> Source excerpt:
..............................
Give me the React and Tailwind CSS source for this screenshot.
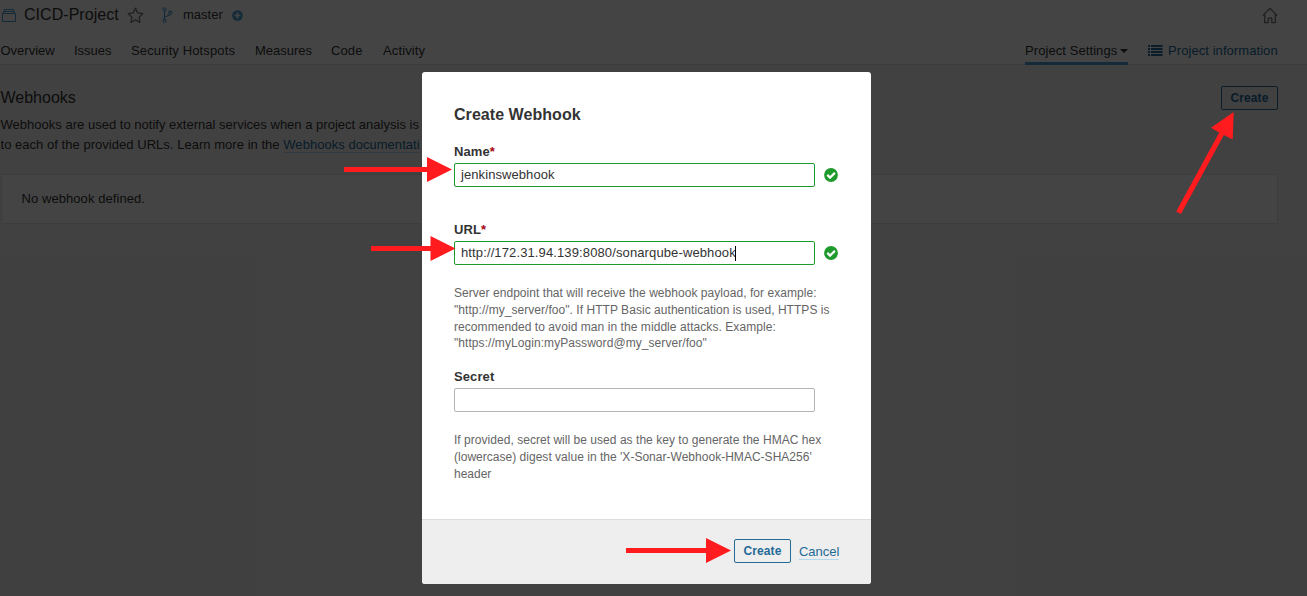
import React from "react";

const TABS = [
  { label: "Overview", cls: "w-[54px] pl-[0.5px]" },
  { label: "Issues", cls: "w-[37px]" },
  { label: "Security Hotspots", cls: "w-[104px] tracking-[0.13px]" },
  { label: "Measures", cls: "w-[56px]" },
  { label: "Code", cls: "w-[32px] tracking-[0.1px]" },
  { label: "Activity", cls: "w-[43px] tracking-[0.12px]" },
];

function ProjectIcon() {
  return (
    <svg className="h-[16px] w-[17px] shrink-0" viewBox="0 0 17 16" fill="none" stroke="#4b9fd5">
      <path d="M2.500 6.500h13v8h-13zM3.500 6V4.500h11V6M4.500 4.500V2.500h9v2" />
    </svg>
  );
}

function StarIcon() {
  return (
    <svg className="h-[17px] w-[17px]" viewBox="0 0 17 17" fill="none" stroke="#777" strokeWidth="1.3" strokeLinejoin="round">
      <path d="M8.5 1.2l2.2 4.7 5.2.7-3.800 3.600.9 5.200-4.500-2.500L4 15.400l.9-5.200L1.100 6.600l5.200-.7z" />
    </svg>
  );
}

function BranchIcon() {
  return (
    <svg className="h-[16px] w-[12px]" viewBox="0 0 12 16" fill="none" stroke="#4b9fd5" strokeWidth="1.1">
      <circle cx="2.500" cy="2.300" r="1.500" />
      <circle cx="2.500" cy="13.700" r="1.500" />
      <circle cx="8.300" cy="5.600" r="1.500" />
      <path d="M2.500 4v8M2.500 10.500c0-2.200 5.800-.8 5.800-3.400" />
    </svg>
  );
}

function PlusIcon() {
  return (
    <svg className="h-[11px] w-[11px]" viewBox="0 0 11 11">
      <circle cx="5.5" cy="5.5" r="5.3" fill="#4b9fd5" />
      <path d="M5.5 2.6v5.8M2.6 5.5h5.8" stroke="#fff" strokeWidth="1.7" />
    </svg>
  );
}

function HomeIcon() {
  return (
    <svg className="h-[17px] w-[16px]" viewBox="0 0 16 17" fill="none" stroke="#777" strokeWidth="1.3" strokeLinejoin="round">
      <path d="M.8 8.6L8 1.3l7.2 7.3M2.7 7v8.7h3.5v-4.5h3.6v4.5h3.5V7" />
    </svg>
  );
}

function ListIcon() {
  return (
    <svg className="h-[12px] w-[15px]" viewBox="0 0 15 12" fill="#236a97">
      <path d="M0 0h2v2H0zM3 0h11.500v2H3zM0 3h2v2H0zM3 3h11.500v2H3zM0 6h2v2H0zM3 6h11.500v2H3zM0 9h2v2H0zM3 9h11.500v2H3z" />
    </svg>
  );
}

function CheckIcon() {
  return (
    <svg className="ml-[9px] h-[14px] w-[14px]" viewBox="0 0 14 14">
      <circle cx="7" cy="7" r="6.9" fill="#1f9a2d" />
      <path d="M3.300 6.900l2.700 2.700 4.900-4.700" fill="none" stroke="#fff" strokeWidth="2.200" />
    </svg>
  );
}

function Header() {
  return (
    <header className="h-[65px] border-b border-[#e0e0e0] bg-white">
      <div className="flex h-[30px] items-center pr-[29px]">
        <ProjectIcon />
        <span className="ml-[7px] w-[96px] whitespace-nowrap text-[16px] leading-[20px] tracking-[0.04px]">CICD-Project</span>
        <span className="ml-[7px]"><StarIcon /></span>
        <span className="ml-[18px]"><BranchIcon /></span>
        <span className="ml-[9px] w-[41px] whitespace-nowrap">master</span>
        <span className="ml-[8px]"><PlusIcon /></span>
        <span className="ml-auto"><HomeIcon /></span>
      </div>
      <nav className="flex h-[35px] pr-[29px] leading-[41px]">
        <div className="flex gap-5">
          {TABS.map((t) => (
            <a key={t.label} className={"whitespace-nowrap " + t.cls}>{t.label}</a>
          ))}
        </div>
        <div className="ml-auto flex gap-5">
          <a className="flex h-[35px] w-[103px] items-center whitespace-nowrap border-b-3 border-[#4b9fd5]">
            <span className="mt-[8px] w-[92px] tracking-[0.08px]">Project Settings</span>
            <svg className="ml-[3px] mt-[9px] h-[4px] w-[8px]" viewBox="0 0 8 4"><path d="M0 0h8L4 4z" fill="#333" /></svg>
          </a>
          <a className="flex items-center whitespace-nowrap text-[#236a97]">
            <span className="mt-[6px] flex"><ListIcon /></span>
            <span className="ml-[5px] mt-[6px] w-[110px] tracking-[0.07px]">Project information</span>
          </a>
        </div>
      </nav>
    </header>
  );
}

function CreateButton() {
  return (
    <button className="h-[24px] w-[57px] rounded-[2px] border border-[#236a97] text-center text-[12px] font-bold leading-[21px] tracking-[0.1px] text-[#236a97]">
      Create
    </button>
  );
}

function Field({ label, required, value, valueClass, caret }) {
  return (
    <div>
      <div className="h-[20px] font-bold leading-[18px] tracking-[0.1px]">
        {label}
        {required && <span className="text-[#a4030f]">*</span>}
      </div>
      <div className="flex items-center">
        <div className={"flex h-[24px] w-[361px] items-center rounded-[2px] border px-[6px] " + (required ? "border-[#1f9a2d]" : "border-[#b4b4b4]")}>
          <span className={"whitespace-nowrap " + (valueClass || "")}>{value}</span>
          {caret && <span className="-ml-px h-[15px] w-px bg-black" />}
        </div>
        {required && <CheckIcon />}
      </div>
    </div>
  );
}

function Dialog() {
  return (
    <section className="absolute left-[422px] top-[72px] flex h-[512px] w-[449px] flex-col overflow-hidden rounded-[3px] bg-white">
      <div className="flex-1 px-8 pt-[33px]">
        <h2 className="h-[38px] whitespace-nowrap text-[16px] font-bold leading-[20px] tracking-[0.05px]">Create Webhook</h2>
        <Field label="Name" required value="jenkinswebhook" valueClass="tracking-[0.08px]" />
        <div className="h-[34px]" />
        <Field label="URL" required value="http://172.31.94.139:8080/sonarqube-webhook" valueClass="tracking-[0.12px]" caret />
        <p className="mt-[20px] whitespace-nowrap text-[12px] leading-[16.8px] text-[#656565]">
          <span className="block tracking-[0.045px]">Server endpoint that will receive the webhook payload, for example:</span>
          <span className="block tracking-[0.045px]">"http://my_server/foo". If HTTP Basic authentication is used, HTTPS is</span>
          <span className="block tracking-[0.065px]">recommended to avoid man in the middle attacks. Example:</span>
          <span className="block tracking-[0.065px]">"https://myLogin:myPassword@my_server/foo"</span>
        </p>
        <div className="h-[16px]" />
        <Field label="Secret" />
        <p className="mt-[20px] whitespace-nowrap text-[12px] leading-[16.8px] text-[#656565]">
          <span className="block tracking-[0.035px]">If provided, secret will be used as the key to generate the HMAC hex</span>
          <span className="block tracking-[0.02px]">(lowercase) digest value in the 'X-Sonar-Webhook-HMAC-SHA256'</span>
          <span className="block">header</span>
        </p>
      </div>
      <footer className="flex h-[65px] items-center justify-end border-t border-[#ddd] bg-[#eee] pr-8 pb-[2px]">
        <CreateButton />
        <a className="ml-2 mt-[2px] w-[40px] whitespace-nowrap border-b border-[#b3d9ee] leading-[14px] tracking-[-0.03px] text-[#236a97]">Cancel</a>
      </footer>
    </section>
  );
}

function Arrows() {
  return (
    <svg className="absolute inset-0 h-[596px] w-[1307px]" viewBox="0 0 1307 596" fill="#ff1b1e">
      <path d="M344 167h83v-10l25 12.5-25 12.5v-10h-83z" />
      <path d="M371 246h59.500v-10l25 12.500-25 12.500v-10h-59.500z" />
      <path d="M626 548h80v-10l25 12.500-25 12.500v-10h-80z" />
      <path d="M1233.700 112l-1 27.500-8.800-4.500-43 79-4.700-2.600 43-79-8.300-4.600z" />
    </svg>
  );
}

export default function App() {
  return (
    <div className="relative h-[596px] w-[1307px] overflow-hidden bg-[#f3f3f3] font-['Liberation_Sans',Arial,sans-serif] text-[13px] text-[#333]">
      <Header />
      <main className="pr-[29px] pt-[21px]">
        <div className="flex justify-between">
          <div className="w-[422px] overflow-hidden pl-[0.5px]">
            <h1 className="whitespace-nowrap pt-px text-[16px] leading-[22px]">Webhooks</h1>
            <p className="mt-[6px] whitespace-nowrap leading-[20px]">
              <span className="block tracking-[0.015px]">Webhooks are used to notify external services when a project analysis is</span>
              <span className="block tracking-[0.035px]">
                to each of the provided URLs. Learn more in the{" "}
                <a className="border-b border-[#b3d9ee] text-[#236a97]">Webhooks documentati</a>
              </span>
            </p>
          </div>
          <CreateButton />
        </div>
        <div className="ml-px mt-[19px] flex h-[50px] items-center border border-[#e6e6e6] bg-white pl-[19.5px] tracking-[0.07px]">No webhook defined.</div>
      </main>
      <div className="absolute inset-0 bg-black/[73.5%]" />
      <Dialog />
      <Arrows />
    </div>
  );
}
..............................
> Instructions for the task:
Omit the pictures, then repeat exactly each line from the beginning of the listing through the line with "import React from".

> Expected answer:
Give me the React and Tailwind CSS source for this screenshot.
import React from "react";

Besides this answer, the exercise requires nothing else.